Patrick Markee, senior policy analyst at Coalition for the Homeless, called the program “a complete policy disaster.”

“Would you rather you’re paying $3,000 to live in an apartment [that does] not have a lease?” Markey said, addressing citywide taxpayers, “or would you rather spend less than a third of that to give the family the ability to have a lease and be actual tenants? You’re paying less. The kids are better off. And it’s a better deal for the taxpayer.”

Bronx nonprofit housing experts see the cluster-site program exacerbating the decline in Bronx affordable housing.

“They’re taking over rental housing in neighborhoods and turning them into shelters,” said John Reilly, executive director of the Fordham Bedford Housing Corporation, a nonprofit housing developer. “It affects not just the folks who are being placed in so-called shelters. If affects every person who is trying to find [an apartment].”

Some long-time residents who share their buildings with homeless neighbors say they’ve witnessed landlords pressuring tenants—even those who made their rent payments on time—to leave, apparently to make room for DHS clients.

“When the shelter first came to the building in 2009, tenants were driven out by constantly being taken to court for rents they had paid,” says Henry Perry, who has lived at 17 West Mosholu Parkway North in Norwood since 1963. “A lot of those people had eventually left,” because they couldn’t afford to lose a day’s pay by going to Housing Court.

Rent control and stabilization laws aren’t applicable to rents for apartments addressing an emergency, according to Reilly.
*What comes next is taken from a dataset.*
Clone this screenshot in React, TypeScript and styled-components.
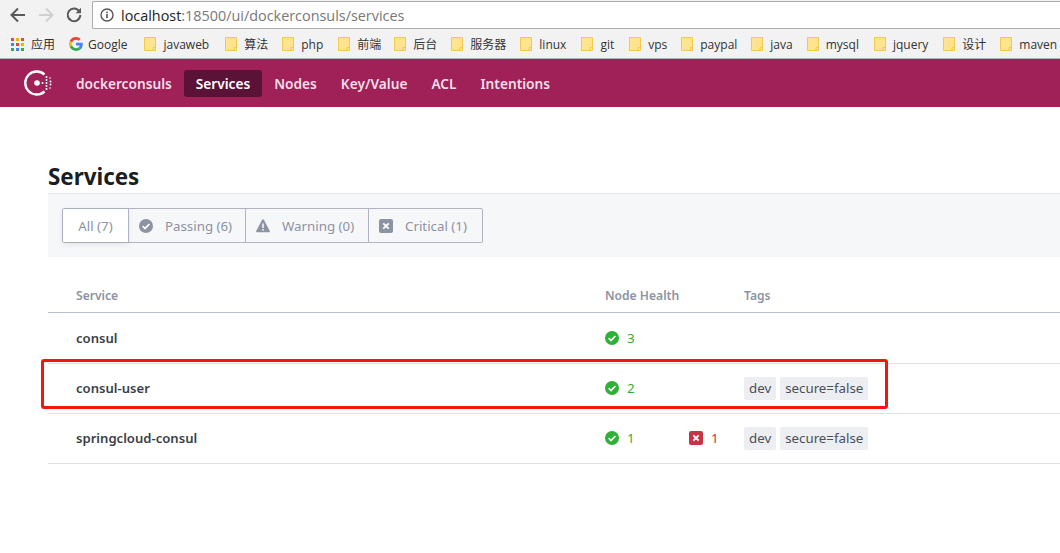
import React from 'react'
import styled, { createGlobalStyle } from 'styled-components'

const GlobalStyle = createGlobalStyle`
  html, body {
    margin: 0;
    padding: 0;
    background: #fff;
    overflow: hidden;
  }
  body {
    font-family: "Noto Sans", "Noto Sans CJK SC", sans-serif;
  }
`

const bookmarks = [
  { name: 'javaweb', gap: 16 },
  { name: '算法', gap: 14 },
  { name: 'php', gap: 15 },
  { name: '前端', gap: 13 },
  { name: '后台', gap: 14 },
  { name: '服务器', gap: 14 },
  { name: 'linux', gap: 15 },
  { name: 'git', gap: 15 },
  { name: 'vps', gap: 14 },
  { name: 'paypal', gap: 14 },
  { name: 'java', gap: 14 },
  { name: 'mysql', gap: 15 },
  { name: 'jquery', gap: 15 },
  { name: '设计', gap: 14 },
  { name: 'maven', gap: 14 },
]

const filters = [
  { label: 'All (7)', icon: null, active: true, width: 65 },
  { label: 'Passing (6)', icon: 'check', active: false, width: 117 },
  { label: 'Warning (0)', icon: 'warning', active: false, width: 123 },
  { label: 'Critical (1)', icon: 'critical', active: false, width: 114 },
]

const services = [
  { name: 'consul', passing: 3, critical: 0, tags: [] as string[] },
  { name: 'consul-user', passing: 2, critical: 0, tags: ['dev', 'secure=false'] },
  { name: 'springcloud-consul', passing: 1, critical: 1, tags: ['dev', 'secure=false'] },
]

const CheckIcon = ({ color }: { color: string }) => (
  <svg width="14" height="14" viewBox="0 0 14 14">
    <circle cx="7" cy="7" r="7" fill={color} />
    <path d="M3.7 7.2l2.3 2.3 4.4-4.5" fill="none" stroke="#fff" strokeWidth="1.7" />
  </svg>
)

const WarningIcon = ({ color }: { color: string }) => (
  <svg width="14" height="14" viewBox="0 0 14 14">
    <path d="M7 .3c.4 0 .7.2.9.5l5.9 11.2c.3.6-.1 1.300-.8 1.300H1c-.7 0-1.100-.7-.8-1.300L6.100.8c.2-.3.5-.5.9-.5z" fill={color} />
    <rect x="6.200" y="4.500" width="1.600" height="4.500" fill="#f6f7f9" />
    <rect x="6.200" y="10" width="1.600" height="1.600" fill="#f6f7f9" />
  </svg>
)

const CriticalIcon = ({ color }: { color: string }) => (
  <svg width="14" height="14" viewBox="0 0 14 14">
    <rect width="14" height="14" rx="2" fill={color} />
    <path d="M4.300 4.300l5.400 5.400M9.700 4.300l-5.400 5.400" stroke="#fff" strokeWidth="1.800" />
  </svg>
)

const ConsulLogo = () => (
  <svg width="28" height="28" viewBox="0 0 28 28">
    <path d="M20.500 5.500A11.500 11.500 0 1 0 20.500 22.500" fill="none" stroke="#fff" strokeWidth="2.400" />
    <circle cx="13" cy="14" r="2.800" fill="#fff" />
    <g fill="#fff">
      <circle cx="18.500" cy="14" r="1" />
      <circle cx="22.500" cy="8" r="1" />
      <circle cx="26" cy="9" r="0.800" />
      <circle cx="22.500" cy="11" r="1" />
      <circle cx="26.500" cy="12.500" r="1" />
      <circle cx="22.500" cy="14" r="1" />
      <circle cx="26.500" cy="15.500" r="1" />
      <circle cx="22.500" cy="17" r="1" />
      <circle cx="22.500" cy="20" r="1" />
      <circle cx="26" cy="19" r="0.800" />
    </g>
  </svg>
)

const GoogleLogo = () => (
  <svg width="14" height="14" viewBox="0 0 48 48">
    <path fill="#EA4335" d="M24 9.500c3.500 0 6.700 1.300 9.100 3.500l6.800-6.800C35.800 2.400 30.200 0 24 0 14.600 0 6.500 5.400 2.600 13.200l7.900 6.100C12.400 13.600 17.700 9.500 24 9.500z" />
    <path fill="#4285F4" d="M47 24.500c0-1.600-.1-3.100-.4-4.500H24v9h12.900c-.6 3-2.200 5.500-4.700 7.200l7.700 6C44.400 38 47 31.800 47 24.500z" />
    <path fill="#FBBC05" d="M10.500 28.700c-.5-1.400-.8-3-.8-4.700s.3-3.200.8-4.700l-7.900-6.100C.9 16.500 0 20.100 0 24s.9 7.500 2.600 10.800l7.900-6.100z" />
    <path fill="#34A853" d="M24 48c6.500 0 11.900-2.100 15.900-5.800l-7.700-6c-2.100 1.400-4.900 2.300-8.200 2.300-6.300 0-11.600-4.200-13.500-9.900l-7.900 6.100C6.500 42.600 14.600 48 24 48z" />
  </svg>
)

const AppsIcon = () => {
  const colors = ['#e8453c', '#f4b400', '#e8453c', '#4285f4', '#e8453c', '#f4b400', '#34a853', '#4285f4', '#34a853']
  return (
    <AppsGrid>
      {colors.map((c, i) => (
        <AppsDot key={i} $color={c} />
      ))}
    </AppsGrid>
  )
}

const FolderIcon = () => (
  <svg width="12" height="14" viewBox="0 0 12 14">
    <path d="M.5.500h8.500l2.500 0v13H.5z" fill="#fee48f" stroke="#f2c94c" />
    <path d="M9 13.500v-3h2.500" fill="none" stroke="#f2c94c" />
  </svg>
)

export default function App() {
  return (
    <Page>
      <GlobalStyle />
      <Toolbar>
        <NavIcon>
          <svg width="18" height="18" viewBox="0 0 18 18">
            <path d="M16 9H3M9 2.500L2.500 9 9 15.500" fill="none" stroke="#5a5a5a" strokeWidth="2" />
          </svg>
        </NavIcon>
        <NavIcon>
          <svg width="18" height="18" viewBox="0 0 18 18">
            <path d="M2 9h13M9 2.500L15.500 9 9 15.500" fill="none" stroke="#d0d0d0" strokeWidth="2" />
          </svg>
        </NavIcon>
        <NavIcon>
          <svg width="18" height="18" viewBox="0 0 18 18">
            <path d="M14.300 5.500A6.300 6.300 0 1 0 15.300 9" fill="none" stroke="#5a5a5a" strokeWidth="2" />
            <path d="M16 1.800v5.400h-5.400z" fill="#5a5a5a" />
          </svg>
        </NavIcon>
        <UrlBar>
          <svg width="14" height="14" viewBox="0 0 14 14">
            <circle cx="7" cy="7" r="6" fill="none" stroke="#555" strokeWidth="1.400" />
            <rect x="6.200" y="6" width="1.600" height="4.200" fill="#555" />
            <rect x="6.200" y="3.600" width="1.600" height="1.600" fill="#555" />
          </svg>
          <UrlText>
            localhost<UrlRest>:18500/ui/dockerconsuls/services</UrlRest>
          </UrlText>
        </UrlBar>
      </Toolbar>
      <Bookmarks>
        <Bookmark $gap={14} $space={7}>
          <AppsIcon />
          <BookmarkLabel>应用</BookmarkLabel>
        </Bookmark>
        <Bookmark $gap={17} $space={5}>
          <GoogleLogo />
          <BookmarkLabel>Google</BookmarkLabel>
        </Bookmark>
        {bookmarks.map((b) => (
          <Bookmark key={b.name} $gap={b.gap} $space={7}>
            <FolderIcon />
            <BookmarkLabel>{b.name}</BookmarkLabel>
          </Bookmark>
        ))}
      </Bookmarks>
      <TopNav>
        <LogoSlot>
          <ConsulLogo />
        </LogoSlot>
        <NavLink>dockerconsuls</NavLink>
        <NavLink $active>Services</NavLink>
        <NavLink>Nodes</NavLink>
        <NavLink>Key/Value</NavLink>
        <NavLink>ACL</NavLink>
        <NavLink>Intentions</NavLink>
      </TopNav>
      <Main>
        <Title>Services</Title>
        <FilterBar>
          <FilterGroup>
            {filters.map((f) => (
              <FilterButton key={f.label} $active={f.active} $width={f.width}>
                {f.icon === 'check' && <CheckIcon color="#8c93a3" />}
                {f.icon === 'warning' && <WarningIcon color="#8c93a3" />}
                {f.icon === 'critical' && <CriticalIcon color="#8c93a3" />}
                <span>{f.label}</span>
              </FilterButton>
            ))}
          </FilterGroup>
        </FilterBar>
        <Table>
          <HeadRow>
            <ServiceCol>Service</ServiceCol>
            <HealthCol>Node Health</HealthCol>
            <div>Tags</div>
          </HeadRow>
          {services.map((s) => (
            <Row key={s.name}>
              <ServiceName>{s.name}</ServiceName>
              <HealthCol>
                <Health $color="#2eb039">
                  <CheckIcon color="#2eb039" />
                  {s.passing}
                </Health>
                {s.critical > 0 && (
                  <Health $color="#c73445">
                    <CriticalIcon color="#c73445" />
                    {s.critical}
                  </Health>
                )}
              </HealthCol>
              <Tags>
                {s.tags.map((t) => (
                  <Tag key={t}>{t}</Tag>
                ))}
              </Tags>
            </Row>
          ))}
          <Highlight />
        </Table>
      </Main>
    </Page>
  )
}

const Page = styled.div`
  width: 1060px;
  height: 553px;
  overflow: hidden;
  background: #fff;
`

const Toolbar = styled.div`
  display: flex;
  align-items: center;
  height: 30px;
  padding-left: 4px;
  background: #f2f2f2;
`

const NavIcon = styled.div`
  display: flex;
  align-items: center;
  justify-content: center;
  width: 28px;
  height: 30px;
`

const UrlBar = styled.div`
  display: flex;
  align-items: center;
  gap: 7px;
  flex: 1;
  height: 28px;
  margin-left: 4px;
  padding-left: 7px;
  box-sizing: border-box;
  background: #fff;
  border: 1px solid #adadad;
  border-right: none;
  border-radius: 2px 0 0 2px;
`

const UrlText = styled.span`
  font-family: "Open Sans", sans-serif;
  font-size: 14.4px;
  color: #222;
`

const UrlRest = styled.span`
  color: #777;
`

const Bookmarks = styled.div`
  display: flex;
  align-items: center;
  height: 29px;
  padding-left: 11px;
  background: #f2f2f2;
  border-bottom: 1px solid #b5b5b5;
  white-space: nowrap;
  box-sizing: border-box;
`

const Bookmark = styled.div<{ $gap: number; $space: number }>`
  display: flex;
  align-items: center;
  gap: ${(p) => p.$space}px;
  margin-right: ${(p) => p.$gap}px;
  flex-shrink: 0;
`

const BookmarkLabel = styled.span`
  font-family: "Open Sans", "Noto Sans CJK SC", sans-serif;
  font-size: 12px;
  color: #333;
`

const AppsGrid = styled.div`
  display: grid;
  grid-template-columns: repeat(3, 3px);
  grid-auto-rows: 3px;
  gap: 2px;
`

const AppsDot = styled.div<{ $color: string }>`
  background: ${(p) => p.$color};
`

const TopNav = styled.nav`
  display: flex;
  align-items: center;
  height: 48px;
  padding-left: 24px;
  background: #a02157;
`

const LogoSlot = styled.div`
  display: flex;
  margin-right: 12px;
`

const NavLink = styled.a<{ $active?: boolean }>`
  padding: 5px 12px;
  border-radius: 3px;
  font-size: 13.7px;
  line-height: 17px;
  font-weight: 600;
  color: ${(p) => (p.$active ? '#fff' : '#f3dfe9')};
  background: ${(p) => (p.$active ? '#5a1337' : 'transparent')};
`

const Main = styled.main`
  padding-left: 48px;
`

const Title = styled.h1`
  margin: 0;
  padding-top: 55px;
  height: 31px;
  font-size: 22.4px;
  line-height: 30px;
  font-weight: 700;
  color: #1a1d22;
`

const FilterBar = styled.div`
  display: flex;
  align-items: center;
  height: 64px;
  padding-left: 14px;
  box-sizing: border-box;
  background: #f6f7f9;
  border-top: 1px solid #e8eaee;
`

const FilterGroup = styled.div`
  display: flex;
  height: 35px;
  box-sizing: border-box;
  border: 1px solid #aeb4c4;
  border-radius: 2px;
`

const FilterButton = styled.div<{ $active: boolean; $width: number }>`
  display: flex;
  align-items: center;
  justify-content: ${(p) => (p.$active ? 'center' : 'flex-start')};
  gap: 12px;
  width: ${(p) => p.$width}px;
  padding-left: ${(p) => (p.$active ? 0 : 10)}px;
  box-sizing: border-box;
  font-size: 13.3px;
  color: #8c93a3;
  background: ${(p) => (p.$active ? '#fff' : 'transparent')};
  box-shadow: ${(p) => (p.$active ? '0 2px 6px rgba(31, 35, 41, 0.1)' : 'none')};
  & + & {
    border-left: 1px solid #aeb4c4;
  }
`

const Table = styled.div`
  position: relative;
  padding-top: 21px;
`

const HeadRow = styled.div`
  display: flex;
  align-items: center;
  height: 35px;
  margin-bottom: 1px;
  box-sizing: border-box;
  padding-left: 28px;
  border-bottom: 1px solid #b8bdcc;
  font-size: 12.1px;
  font-weight: 600;
  color: #8c93a3;
`

const Row = styled.div`
  display: flex;
  align-items: center;
  height: 50px;
  box-sizing: border-box;
  padding: 0 0 2px 28px;
  border-bottom: 1px solid #dfe1e6;
`

const ServiceCol = styled.div`
  width: 529px;
`

const ServiceName = styled(ServiceCol)`
  font-size: 13.1px;
  font-weight: 600;
  color: #3a3f47;
`

const HealthCol = styled.div`
  display: flex;
  width: 139px;
`

const Health = styled.div<{ $color: string }>`
  display: flex;
  align-items: center;
  flex-shrink: 0;
  gap: 8px;
  width: 84px;
  font-size: 13.3px;
  color: ${(p) => p.$color};
`

const Tags = styled.div`
  display: flex;
  gap: 4px;
  margin-top: 2px;
`

const Tag = styled.span`
  padding: 0 5px;
  height: 23px;
  line-height: 23px;
  font-size: 13.3px;
  color: #4a4f58;
  background: #eceef2;
  border-radius: 2px;
`

const Highlight = styled.div`
  position: absolute;
  left: -7px;
  top: 102px;
  width: 847px;
  height: 50px;
  box-sizing: border-box;
  border: 3px solid #f5150b;
  border-radius: 3px;
`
For that reason, many landlords would consider it a good financial decision to participate in the cluster-site scheme.

“The unintended consequence of this whole thing, is how many units of rent-stabilized housing are we losing,” says Greg Lobo-Jost, deputy director of the University Neighborhood Housing Program, adding that its only success is “creating a huge financial incentive for landlords.”

Code violations present

Though landlords who participate in the cluster-site program can make significantly more than from rent-stabilized tenants, it doesn’t necessarily mean they take better care of their buildings and reduce housing violations.

There are 127 violations in the building Perry lives in, owned by 1519 MP LLC, led by John Warren at an office on West 145th Street in Manhattan. The most serious problems range from a locked boiler room to a key-operated lock in a door leading to a room with a fire escape.

VIDEO: A Look at the Cluster Program

Video produced and edited by Kate Slininger of the Institute for Children, Poverty and Homelessness. Jordan Moss, reporter

The Bedford Park building where Bloodsaw was placed is also owned by a company Warren controls. It has 165 violations, including lead-based paint that needs to be removed.

Warren also owns 941 Intervale Ave. in Longwood as well, where Aguila Inc. also oversees the homeless. The building had two fires last December after mattresses in common areas were reportedly set on fire by children. HPD’s list of code violations indicates only six now, but the Hunts Point Express < href=”http://shar.es/Zomni ” target=”_blank”>reported “57 complaints and 21 open violations” at the time of the fire.

A 2011 “ target=”_blank”>report by the office of Comptroller John Liu found that buildings Aguila oversaw under the cluster-site program had more than 1,700 housing violations.

It’s not just the Aguila buildings that have problems. Another nonprofit, Bronx Basics Cluster II, oversees the homeless placed at 1208-12 Westchester Ave., three connected addresses owned by Alan Fried at Westchester Realty. Those buildings have 161 violations in 104 units.

Aguila and Hess referred questions to DHS. Neither Bronx Basics Cluster II nor Warren—who is listed four times on Public Advocate Bill deBlasio’s list of most improved buildings on his housing-violations watchlist—could not be reached for comment.

Crisis and response

In 2004, Mayor Bloomberg set a goal of reducing homelessness in New York City by two-thirds.

Since then, the administration has overseen a decrease in the number of people counted as “street homeless,” but the population of people living in city shelters has grown to record levels.

A growing gap between incomes and rent is one reason for the swelling shelter numbers. The collapse of the Work Advantage program is another. Under the mayor’s 2004 plan, the city ended the practice of offering permanent housing help—like Section 8 housing vouchers—to shelter residents, believing that providing such benefits enticed people to enter the shelter system.

Instead, the city created temporary housing programs like Work Advantage, which subsidized rents for one to two years. When Gov. Cuomo ended state support for Work Advantage in 2011, federal funding also ended, and the city withdrew its funding, too. No replacement program has been proposed.

But the cluster-site program continues. Reilly wants what he considers a cluster-site crisis to be addressed by mayoral and City Council candidates, particularly because it is a major issue they must recruit state and federal officials to solve.

All homeless residents interviewed by the Bronx Bureau expressed frustration brought by challenging circumstances.

They are required to attend meetings with program staffers and formal government programs that are, for instance, assigned to help them find work.
They have 9 p.m. curfews and every day they must sign papers indicating their presence. They are not allowed to invite friends into their apartments.

Many said their repair requests are not responded to. Migdalia Reyes, living in the same building, said her bathroom door is broken in half, and there are holes in her wall. Cracks that were there when she arrived “got worse over time.”

“We can’t have our own company [over], our own furniture.” says France Rios, who has lived in 15-17 Mosholu for two years. Sitting on a park bench with her 17-month-old on her lap and a burned hand she says was from a radiator needing a cover, she adds: “I feel like a prisoner in there.”